Drama, much like life

Published on 10 January, 2014 in BLink – The Hindu Business Line

Two debut plays in the Capital set the stage for hard-hitting reality and provoke the audience towards debate or, at the very least, introspection

On one stage, three women recited three sagas of pain, suffering and survival, while on another, two men shed their inhibitions to fall in love. Had American playwright Arthur Miller watched either or both the plays that debuted in Delhi recently, he would have perhaps reiterated his own words — “The theatre is so endlessly fascinating because it’s so accidental. It’s so much like life.”

A still from She. Photo: Praveen Kumar
A still from She. Photo: Praveen Kumar

White Noise Productions, in association with CurtainCall Productions and Events, introduced the Capital to She — a compilation of three monologues about the hard-hitting realities faced by women today. Directed by Pallav Chander, the play touches upon familiar incidents from the recent past that have been played out by the media in an endless loop but for which justice or closure remain elusive. In the case of the brutal gang-rape in Delhi on December 16, 2012, those convicted have been sentenced to death but have not been hanged. The accused cab driver in the Uber rape case has been discovered to have committed rapes earlier; he remains in judicial custody. Then there’s the controversial decision of the Central Bureau of Investigation (CBI) to close the Badaun case by ruling out murder and rape, and dismissing it as “suicide”; the image of the two teenaged cousins hanging dead from a tree in Uttar Pradesh remains seared in our collective consciousness.
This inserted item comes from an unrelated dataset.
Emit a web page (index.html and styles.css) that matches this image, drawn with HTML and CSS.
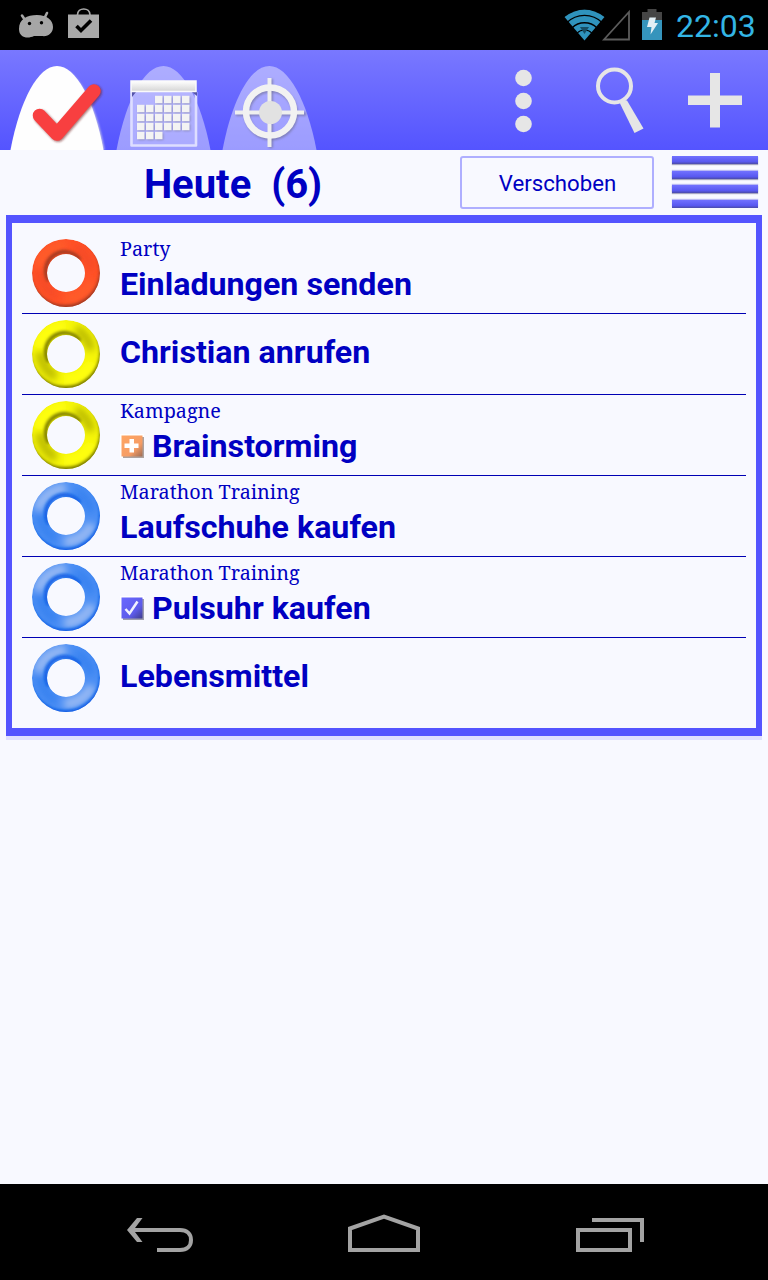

The playwright, 19-year-old Debontika Das, says of her debut work, “Both Pallav and I felt it was time for a strong message through a new medium, because people have become numb to the topic by watching the same stories on television over and over again. The stage is the perfect platform for communicating any message, because the audience can see and experience it live.”

Each monologue is inspired by a true incident. In the first, a young, independent woman describes what her life is like after being gang-raped by five men on a bus — that even three years after the horrific crime, people continue to look at her as a victim and not a survivor. Up next is an account of a victim of domestic violence who is too afraid to speak up; fearful and helpless, she continues to hide her wounds from the world. The last monologue touches on honour killings and describes the dire consequences faced by a young girl who dared to fall in love. “I wanted the audience to connect with the emotions of the characters rather than identify with the stories, because scenarios and stories might be different but emotions are universal. It was about connecting with the anger felt by the rape victim, the helplessness of the victim of domestic abuse, and the shred of hope felt by the honour killing victim in a time of despair,” says Das.

_MG_0687Around the same time as She, there surfaced in Delhi a second play dealing with homosexuality. Writer-director Neel Chaudhuri’s Still and Still Moving recreated an extraordinary love affair between a writer in his 40s and a young college student. “I wanted to write a love story that was characterised by the proximity and distance between two people, and the bridges and fractures in that distance. And when I started writing the story of two men, specific issues relating to their sexuality came up naturally. Also, I was writing it at the time of the High Court Judgement on 377, the quickening of the pulse of queer politics and gay pride,” says Chaudhuri.

Referring to the Delhi High Court judgement regarding Section 377 of the Indian Penal Code, which criminalises ‘carnal intercourse against the order of nature’, and its reversal later by the Supreme Court, he says, “The verdict (and the law itself) is ludicrous, one of many outdated, bigoted ideas we inherited from the British. However, I think that despite what is an immense setback for LGBT rights in India, the awareness of queer politics has become more acute and more critical in public discussion. We must continue to engage in this debate out in the open — through activism, social and corporate policy, storytelling, music, literature.”

Presented by The Tadpole Repertory, Still and Still Moving is a layered narrative. Partho is twice Adil’s age and the two come from diverse backgrounds — while Partho has lived in Gurgaon for years, Adil is a newcomer discovering the Capital. Besides the difference in age, Adil has lost his father and Partho has a son. “It is primarily the story of difficult love — of the sharing and negotiation of space and circumstance, the gap in generations, and in expectations. These subjects, I believe, are central to our understanding of any emotional relationship — familial, romantic, homosexual or heterosexual. How do the two men negotiate their attraction and love? It’s not really about what happens but why and how it does (or doesn’t). At varying points the relationship wavers — from the paternal, to sexual, to confrontational. It is untidy. Most love stories are too neat,” explains Chaudhuri.

With plays like She and Still and Still Moving, the stage is clearly set for modern dramas that seek to provoke the audience towards debate or, at the very least, introspection.